The problem with this kind of ministry-at-arms-length is that it is really more about assuaging guilt than serving Jesus. We feel bad about someone’s situation and want to help. We know we ought to be more involved in helping others, but we are worried about becoming tangled up in someone else’s dysfunctional life. So we resort to giving something or making a superficial gesture of concern and sending them on their way.

A young man named Jace recounts one of these experiences in his own life:
This And yesterday I went to be a savior to a legally blind man who got robbed and now is facing eviction. I went to see him and meet him and eat with him. Instead, I was an actor trying to protect myself from another needy, messed up person. He wanted a long friendship, and I gave him a check for his water bill, a meal, a little cash to cover what he lost in his billfold and a conversation instead. Jesus exposed my evil heart to myself as I fumbled . . .  I don't what to do about this guy. I've never had someone straight up tell me to my face, "I don't want to be another charity case. I want friendship." All the while I'm telling myself that I don't have time for another person in my life. . . Shapevine blog - The Radical Way

"I ministered to you" is condescending. I’m up here and you’re down here, lucky to receive whatever I am giving you. It creates an invisible social barrier that tells the person that they can not relate on the same level. It is also focused on what you are doing, and not on knowing the person. Many times this is just exactly what both parties really want. Both afraid of what kind of involvement really knowing the other person might require. It’s scary because the deeper you go, the dirtier you can get. But only in the fleshing out of a relationship, however awkward it may be, can real discipleship begin.

Consider the way of of the Savior.

Jesus went to the homes of people with bad reputations and spent time eating and drinking with them. He also went to the homes of proper religious leaders and shared meals there. He sometimes spent the night at the home of friends in Bethany and Capernaum. He even slept in a boat of fishermen. He sat and talked with a man that was considered a monster. When he travelled through Samaria he drank their water and slept in their villages when they let him. He slept outside many, many times.

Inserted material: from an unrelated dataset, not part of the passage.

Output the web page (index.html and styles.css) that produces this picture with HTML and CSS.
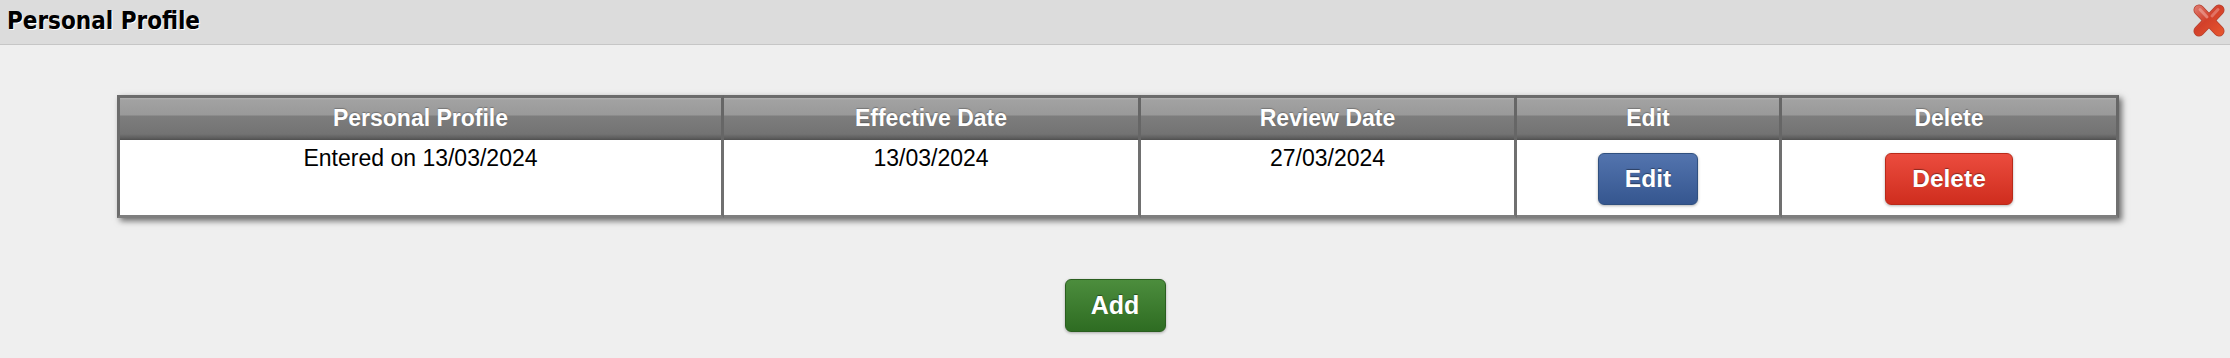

Jesus touched people with leprosy. He stuck his fingers in a man’s ears and mouth. He was called a drunk. He held the dirty feet of others in his hands. Once, he picked up a severed body part from the ground.  He went days without taking a shower. He grabbed the hand of a dead person. He let a prostitute kiss his feet. He even offered to let someone stick their fingers in his wounds.

What’s obvious is that Jesus didn’t worry about getting dirty or getting too close to the gross. He didn’t fret about social conventions and didn’t care if others would not approve. He didn’t mind the clinginess of those who didn’t know how to respond to his goodness. He was at home breaking the status quo and challenging everyone’s comfort.

So what does this mean for us? It means taking the risk and taking the initiative to begin a new relationship with someone we don’t know. It means humbling ourselves enough to make a sacrifice of our time and our privacy. It means placing everyone, even unseemly people on the same level as ourselves. It means going beyond being inconvenienced to changing the direction of our week, or month, or year… or lifetime.

Tuesday, October 6, 2009

Gospel presentations of Jesus #4

Jesus turned to the dinner host and said “When you serve a dinner or have a dinner party don’t invite your friends, nor your brothers and sisters. Don’t invite other people who are like you, nor your well-off neighbors. You know you will get invited back to their parties. Instead invite the poor, invite the physically handicapped, invite the disfigured and the blind. You will be blessed if you do this, because you know they can’t do anything to repay you. God himself will pay you back for your kindness on the day of the resurrection of the godly."

-- Somewhere in Luke 14

Saturday, October 3, 2009

Visitation Outreach (Part Three)

Another misconception about visitation is that it involves salesmanship. A number of church members avoid visitation because they feel like they can’t do this well. Perhaps they feel like they need to know more theology, or be able to explain the “plan of salvation” in a smooth and interesting way. Many Christians have never personally led another person to the Lord and feel unsure about when “it” happens. Some worry that there is going to be a lot of explaining or debating. In the end, some only participate in visitation when there is an experienced leader there to walk the person through each step.

Part of the reason I am posting the Gospel Presentations of Jesus series is to show that there was no formula or outline that Jesus followed. He never tried to sell the gospel. Instead, Jesus treated every person and circumstance as unique. The religious leaders got tripped up on formulas and theologies, but Jesus quickly cut through all that. Just read through the stories of salvation and the healing encounters people had with Jesus. The only common thing you will find is that they trusted Jesus and wanted to be near him. The good news message is loving God and trusting Jesus.

Visitation is not about going into someone’s home and closing the deal. It is about meeting and spending time with people, learning their names, their stories, their joys and their blemishes. It’s about entering into fellowship with them and beginning new friendships. It is not condescending. It’s about common ground, allowing them know you on the same level; your stories, your joys, your blemishes and your needs.

As you have fellowship with others, you are introducing them to fellowship with God. Your union with Jesus gives you identity. It is part of your story. It is who you are. As you tell what Jesus has done in your life, you present Him. As you tell what you have experienced of God and learned of God, you are announcing the good news. Jesus taught this. “Whoever receives you receives me, and whoever receives me receives the One who sent me (Matthew 10:40).”

Getting people to make decisions by being a salesman and then passing them on to the organization for assimilation is not the way of Christ. Jesus commanded us to make disciples. That involves real fellowship, community, love and time.

Gospel presentations of Jesus #3

Jesus said “Enter in through the narrow door, because the wide door and the easy path lead to hell. So many people walk that path. The narrow door and the difficult path lead to life, but not many people find it.